Today, the Howard Hughes Medical Institute (HHMI) lauded Smith’s success in the area of science education and awarded the college $1 million to support a plan to attract more women and underrepresented minorities to majors and careers in science.
NORTHAMPTON, Mass. – Smith College is among a handful of the nation’s small colleges and universities this year to receive the Howard Hughes Medical Institute (HHMI) Capstone Award, which recognizes schools that are “among the best in the country at producing graduates who go on to science careers.”
More than 187 small colleges and universities submitted proposals for “2012 Colleges Initiative” by HHMI, one of the largest private funding organizations for biological and medical research in the U.S. Smith was among the 47 schools that received grants; only 11 received Capstone Awards.
The $1 million grant to Smith will further the college’s course-based undergraduate research experiences with the aim to attract greater numbers of women and underrepresented minorities to majors and careers in science.
In the classroom, Smith will modify teacher-centered approaches to approaches that are more student- and idea-centered, emphasizing deep learning, engaging with big interdisciplinary questions, collaborating effectively to solve problems, and participating in advancing knowledge.
Three new highly interdisciplinary courses will be developed to provide first- and second-year students with hands-on research experiences within an introductory-level course. A new course will be introduced in each of the first three years of the grant. Course development activities build on the premise that early research experiences are critical in recruiting and retaining undergraduates in science.
“HHMI funding will catalyze a community-wide discussion and implementation plan for advancing the curriculum, improving the learning experience, and retaining a diverse body of students pursuing science careers,” said Thomas Litwin, director of the Clark Science Center.
As a Capstone Award recipient, Smith is also charged with assessing elements of the college’s various approaches to science education, identifying those that have been successful and the reasons for their success. The effort is part of the HHMI mission to share best practices across institutions.
“We are looking forward to seeing how the Capstone awardees can provide leadership to some of the other grantees who are new to HHMI, as well as advise HHMI about our efforts in undergraduate science education,” said David J. Asai, director of HHMI’s precollege and undergraduate programs.
HHMI’s approach differs from that of many other organizations, including the federal government, because its science education awards are made at an institutional level and not to individuals. As a result, HHMI encourages science faculty and administrators at colleges and universities to work together to develop common educational goals—something they might not do otherwise. HHMI grants can allow an institution to try new and untested ideas that could not be readily implemented without the HHMI funds.

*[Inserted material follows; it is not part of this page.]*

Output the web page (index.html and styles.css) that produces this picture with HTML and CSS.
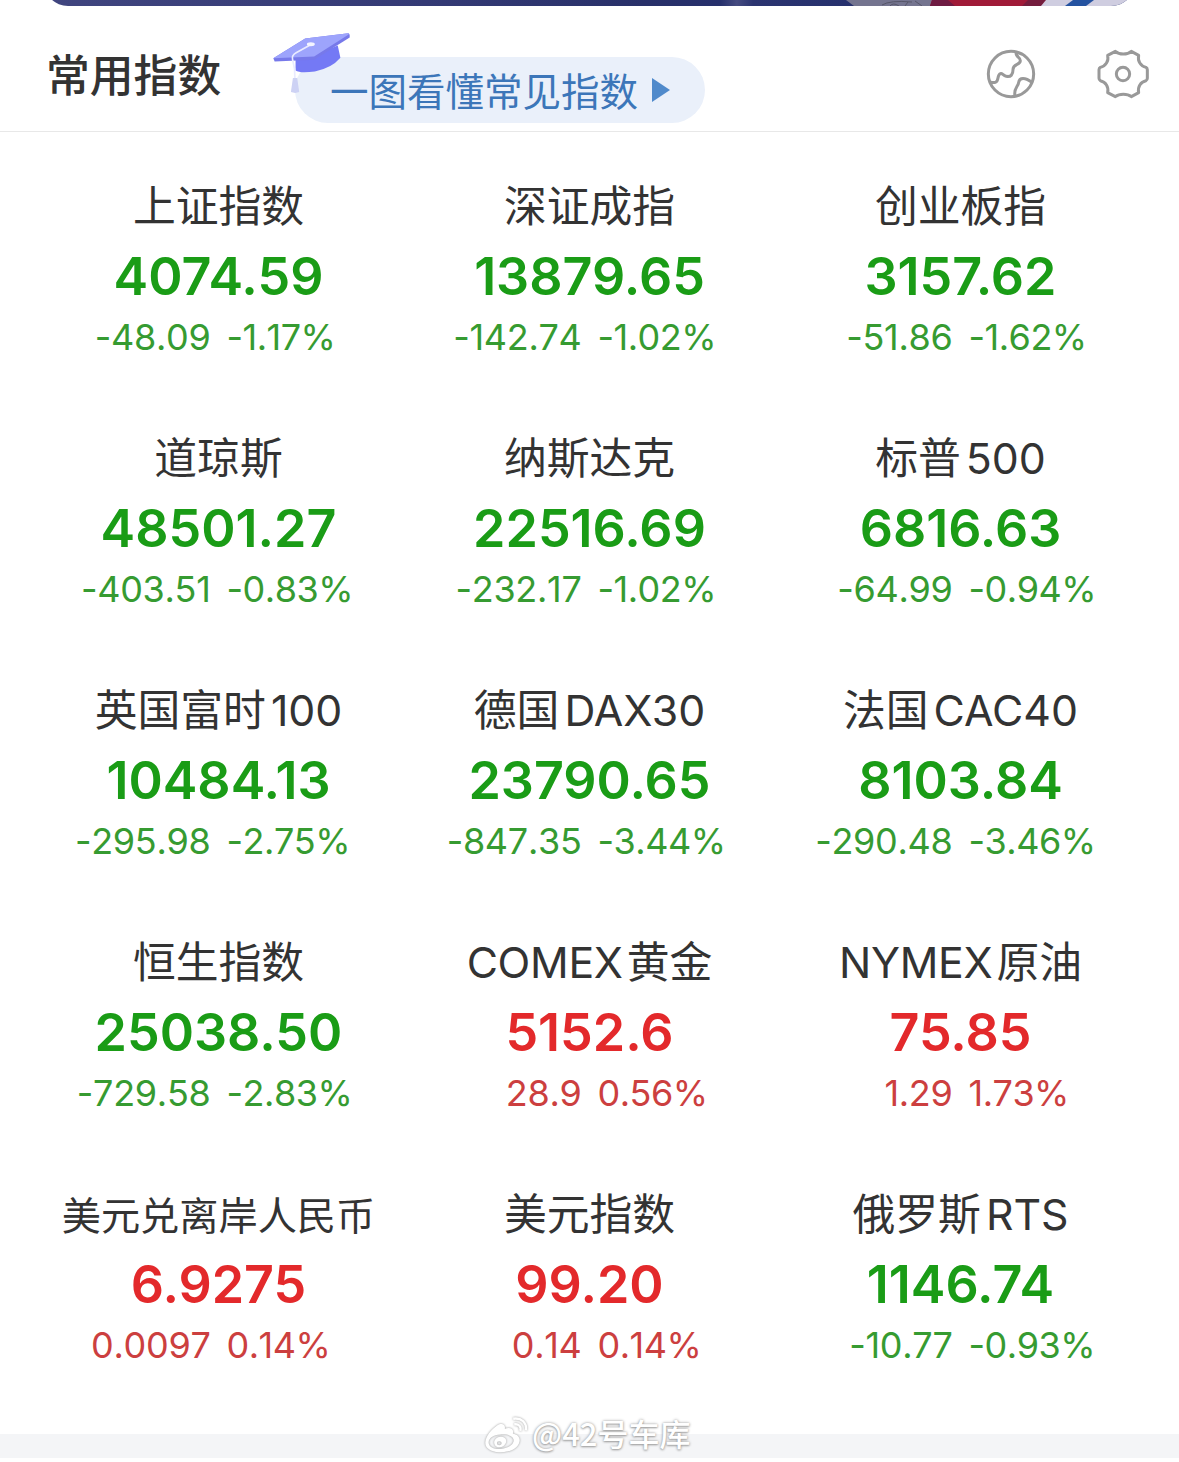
FILE: index.html
```html
<!DOCTYPE html>
<html lang="zh-CN">
	<head>
		<meta charset="utf-8">
		<title>常用指数</title>
		<link rel="stylesheet" href="styles.css">
	</head>
	<body>
		<div class="banner-wrap">
			<div class="banner">
				<svg viewBox="845 0 290 6">
					<path d="M846 0 H940 V6 H854 Z" fill="#74748f"/>
					<path d="M890 6 Q893 2 899 6 M905 6 L908 2 M915 1 L922 6 M882 5 Q890 0 912 2" fill="none" stroke="#565668" stroke-width="1"/>
					<path d="M932 0 H1050 L1041 6 H930 Z" fill="#a01a38"/>
					<path d="M932 0 H948 L955 6 H930 Z" fill="#6e1b42"/>
					<path d="M1028 0 H1046 L1041 6 H1022 Z" fill="#741d3d"/>
					<path d="M1046 0 H1135 V6 H1041 Z" fill="#cfcde0"/>
					<path d="M1073 0 H1094 L1086 6 H1065 Z" fill="#2452a0"/>
				</svg>
			</div>
		</div>

		<div class="header">
			<h1>常用指数</h1>
			<a class="guide">
				<svg class="cap" viewBox="30 30 250 200">
					<path d="M107 112 L107 151 Q120 160 165 154 Q215 145 242 113 L234 76 L165 105 Z" fill="#7479f5"/>
					<path d="M40 114 L136 55 L266 39 Q271 40 270 52 L163 119 L44 124 Z" fill="#7779ea"/>
					<path d="M40 114 L136 55 L266 39 L267 43 L163 109 Z" fill="#9da4fc"/>
					<path d="M155 72 L110 97 Q94 106 98 118 Q106 145 105 175" fill="none" stroke="#e9ebff" stroke-width="5"/>
					<ellipse cx="153" cy="72" rx="12" ry="6" fill="#f4f5ff"/>
					<path d="M99 174 H112 L118 216 Q106 221 93 216 Z" fill="#cdd2f4"/>
				</svg>
				<span>一图看懂常见指数</span>
				<svg class="arrow" viewBox="0 0 18 24"><path d="M0 0 L18 12 L0 24 Z" fill="#508acb"/></svg>
			</a>
			<div class="tools">
				<svg class="icon" viewBox="39 33 168 168">
					<circle cx="123" cy="117" r="68"/>
					<path d="M138 50 C137 69 151 65 151 77 C151 90 128 86 129 104 C129 118 123 127 109 124 C98 121 97 113 91 116 C80 121 88 138 76 142 Q70 144 60 141"/>
					<path d="M187 143 C165 126 148 127 146 142 C145 155 130 160 135 183"/>
				</svg>
				<svg class="icon" viewBox="375 33 168 168">
					<path d="M436 49 C448 60 472 60 484 49 L506 61 C502 78 512 93 528 97 Q532 99 532 104 V130 Q532 135 528 137 C512 140 502 156 506 173 L484 185 C472 175 448 175 436 185 L413 173 C417 156 407 140 391 137 Q387 135 387 130 V104 Q387 99 391 97 C407 93 417 78 413 61 Z"/>
					<circle cx="459" cy="117" r="20"/>
				</svg>
			</div>
		</div>

		<div class="grid">
			<div class="item down">
				<div class="name">上证指数</div>
				<div class="price">4074.59</div>
				<div class="change"><span>-48.09</span><span>-1.17%</span></div>
			</div>
			<div class="item down">
				<div class="name">深证成指</div>
				<div class="price">13879.65</div>
				<div class="change"><span>-142.74</span><span>-1.02%</span></div>
			</div>
			<div class="item down">
				<div class="name">创业板指</div>
				<div class="price">3157.62</div>
				<div class="change"><span>-51.86</span><span>-1.62%</span></div>
			</div>

			<div class="item down">
				<div class="name">道琼斯</div>
				<div class="price">48501.27</div>
				<div class="change"><span>-403.51</span><span>-0.83%</span></div>
			</div>
			<div class="item down">
				<div class="name">纳斯达克</div>
				<div class="price">22516.69</div>
				<div class="change"><span>-232.17</span><span>-1.02%</span></div>
			</div>
			<div class="item down">
				<div class="name">标普<b>500</b></div>
				<div class="price">6816.63</div>
				<div class="change"><span>-64.99</span><span>-0.94%</span></div>
			</div>

			<div class="item down">
				<div class="name">英国富时<b>100</b></div>
				<div class="price">10484.13</div>
				<div class="change"><span>-295.98</span><span>-2.75%</span></div>
			</div>
			<div class="item down">
				<div class="name">德国<b>DAX30</b></div>
				<div class="price">23790.65</div>
				<div class="change"><span>-847.35</span><span>-3.44%</span></div>
			</div>
			<div class="item down">
				<div class="name">法国<b>CAC40</b></div>
				<div class="price">8103.84</div>
				<div class="change"><span>-290.48</span><span>-3.46%</span></div>
			</div>

			<div class="item down">
				<div class="name">恒生指数</div>
				<div class="price">25038.50</div>
				<div class="change"><span>-729.58</span><span>-2.83%</span></div>
			</div>
			<div class="item up">
				<div class="name"><b class="first">COMEX</b>黄金</div>
				<div class="price">5152.6</div>
				<div class="change"><span>28.9</span><span>0.56%</span></div>
			</div>
			<div class="item up">
				<div class="name"><b class="first">NYMEX</b>原油</div>
				<div class="price">75.85</div>
				<div class="change"><span>1.29</span><span>1.73%</span></div>
			</div>

			<div class="item up">
				<div class="name long">美元兑离岸人民币</div>
				<div class="price">6.9275</div>
				<div class="change"><span>0.0097</span><span>0.14%</span></div>
			</div>
			<div class="item up">
				<div class="name">美元指数</div>
				<div class="price">99.20</div>
				<div class="change"><span>0.14</span><span>0.14%</span></div>
			</div>
			<div class="item down">
				<div class="name">俄罗斯<b>RTS</b></div>
				<div class="price">1146.74</div>
				<div class="change"><span>-10.77</span><span>-0.93%</span></div>
			</div>
		</div>

		<div class="footer">
			<div class="watermark">
				<svg viewBox="160 36 140 116">
					<path fill-rule="evenodd" d="M202 67 C215 58 228 63 225 77 C240 72 253 76 249 91 C262 94 271 102 269 114 C265 136 238 148 208 147 C181 146 165 133 167 116 C169 99 184 79 202 67 Z M211 94 C190 95 175 106 177 120 C179 133 195 139 214 137 C237 135 254 123 251 109 C249 98 233 92 211 94 Z"/>
					<path fill-rule="evenodd" d="M212 101 C199 102 191 112 194 122 C197 133 211 135 220 129 C231 122 232 109 224 104 Q219 100 212 101 Z M208 114 a7 6 0 1 0 1 12 a7 6 0 1 0 -1 -12 Z"/>
					<path class="wave" d="M250 47 C274 43 291 59 288 82 M253 64 C266 61 275 71 271 83"/>
				</svg>
				<span>@42号车库</span>
			</div>
		</div>
	</body>
</html>
```
FILE: styles.css
```css
* {
	box-sizing: border-box;
}

body {
	margin: 0;
	background: #fff;
	color: #333;
	font-family: Inter, "Noto Sans CJK SC", sans-serif;
}

/* only the bottom edge of the banner is on screen */
.banner-wrap {
	display: flex;
	align-items: flex-end;
	height: 6px;
	padding: 0 44px;
	overflow: hidden;
}

.banner {
	display: flex;
	align-items: flex-end;
	justify-content: flex-end;
	flex: 1;
	height: 60px;
	border-radius: 24px;
	overflow: hidden;
	background: linear-gradient(90deg, #40457f 0, #343a75 35%, #283069 55%, #26306c 62%, #454b80 63.5%, #2b3470 65%, #25306d 75%);
}

.banner svg {
	width: 290px;
	height: 6px;
}

.header {
	display: flex;
	align-items: flex-start;
	height: 126px;
	padding: 0 28px 0 46px;
	border-bottom: 1px solid #e8e8e8;
}

h1 {
	margin: 37px 0 0;
	width: 249px;
	font-size: 43.8px;
	line-height: 68px;
	font-weight: 500;
	white-space: nowrap;
}

.guide {
	position: relative;
	display: flex;
	align-items: center;
	width: 410px;
	height: 66px;
	margin-top: 51px;
	padding-left: 35px;
	border-radius: 33px;
	background: #eaf0fa;
	color: #3c76b9;
	font-size: 38.5px;
	white-space: nowrap;
}

.guide span {
	padding-bottom: 3px;
}

.cap {
	position: absolute;
	left: -25px;
	top: -27px;
	width: 83px;
	height: 67px;
}

.arrow {
	width: 18px;
	height: 24px;
	margin-left: 14px;
}

.tools {
	display: flex;
	gap: 56px;
	margin: 40px 0 0 auto;
}

.icon {
	width: 56px;
	height: 56px;
	fill: none;
	stroke: #999;
	stroke-width: 9;
	stroke-linejoin: round;
}

.grid {
	display: grid;
	grid-template-columns: repeat(3, 371px);
	grid-auto-rows: 252px;
	padding: 43px 33px 0;
	height: 1302px;
}

.item {
	text-align: center;
	white-space: nowrap;
}

.name {
	height: 64px;
	line-height: 64px;
	font-size: 42.8px;
}

.name b {
	margin-left: 5px;
	font-weight: 400;
	font-size: 42.8px;
}

.name b.first {
	margin: 0 4px 0 0;
	letter-spacing: -0.3px;
}

.name.long {
	font-size: 39.2px;
	line-height: 65px;
}

.price {
	height: 75px;
	line-height: 76px;
	font-size: 52px;
	font-weight: 600;
}

.change {
	display: grid;
	grid-template-columns: 1fr 1fr;
	gap: 16px;
	height: 46px;
	line-height: 46px;
	font-size: 36px;
	font-kerning: none;
	text-align: left;
}

.change span {
	letter-spacing: -0.5px;
}

.change span:first-child {
	text-align: right;
	letter-spacing: -0.3px;
}

.down .price {
	color: #1a9c16;
}

.down .change {
	color: #369b31;
}

.up .price {
	color: #e3292b;
}

.up .change {
	color: #cc3f3f;
}

.footer {
	position: relative;
	height: 24px;
	background: #f4f5f7;
}

.watermark {
	position: absolute;
	left: 483px;
	top: -22px;
	display: flex;
	align-items: center;
	gap: 2px;
	height: 44px;
	color: #fff;
	font-family: "Noto Sans CJK SC", sans-serif;
	font-size: 31px;
	font-weight: 500;
	text-shadow: 0 0 3px #999, 0 1px 2px #aaa;
	white-space: nowrap;
}

.watermark span {
	padding-bottom: 4px;
}

.watermark svg {
	width: 47px;
	height: 39px;
	fill: #fff;
	filter: drop-shadow(0 0 1px #999);
}

.watermark .wave {
	fill: none;
	stroke: #fff;
	stroke-width: 7;
}
```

“What happens during the undergraduate years is vital to the development of the student, whether she will be a scientist, a science educator, or a member of society who is scientifically curious and literate. HHMI is investing in these schools because they have shown they are superb incubators of new ideas and models that might be replicated by other institutions to improve how science is taught in college,” said Sean B. Carroll, vice president of science education at HHMI. “We know that these schools have engaged faculty. They care deeply about teaching and how effectively their students are learning about science.”
In addition to Smith, the 2012 award-winners are: Allegheny College, Bard College, Barnard College, Bryn Mawr College, California State University-Fullerton, Carleton College, Carroll College, The Claremont Colleges, College of Charleston, Franklin & Marshall College, Georgetown College, Gettysburg College, Gonzaga University, Grinnell College, Hamline University, Hope College, Hunter College, Juniata College, Lafayette College, Lewis & Clark College, Luther College, Macalester College, Millsaps College, Morehouse College, North Carolina Central University, Oberlin College, Pitzer College, San Francisco State University, Southwestern University, Spelman College, St. Olaf College, Swarthmore College, Tougaloo College, Tuskegee University, University of Minnesota, University of Puerto Rico-Cayey, University of Puerto Rico-Mayaguez, University of Richmond, University of Texas-Pan American, Ursinus College, Washington and Lee University, Whittier College, Xavier University.
Smith College educates women of promise for lives of distinction. One of the largest women’s colleges in the United States, Smith enrolls 2,600 students from nearly every state and 62 other countries.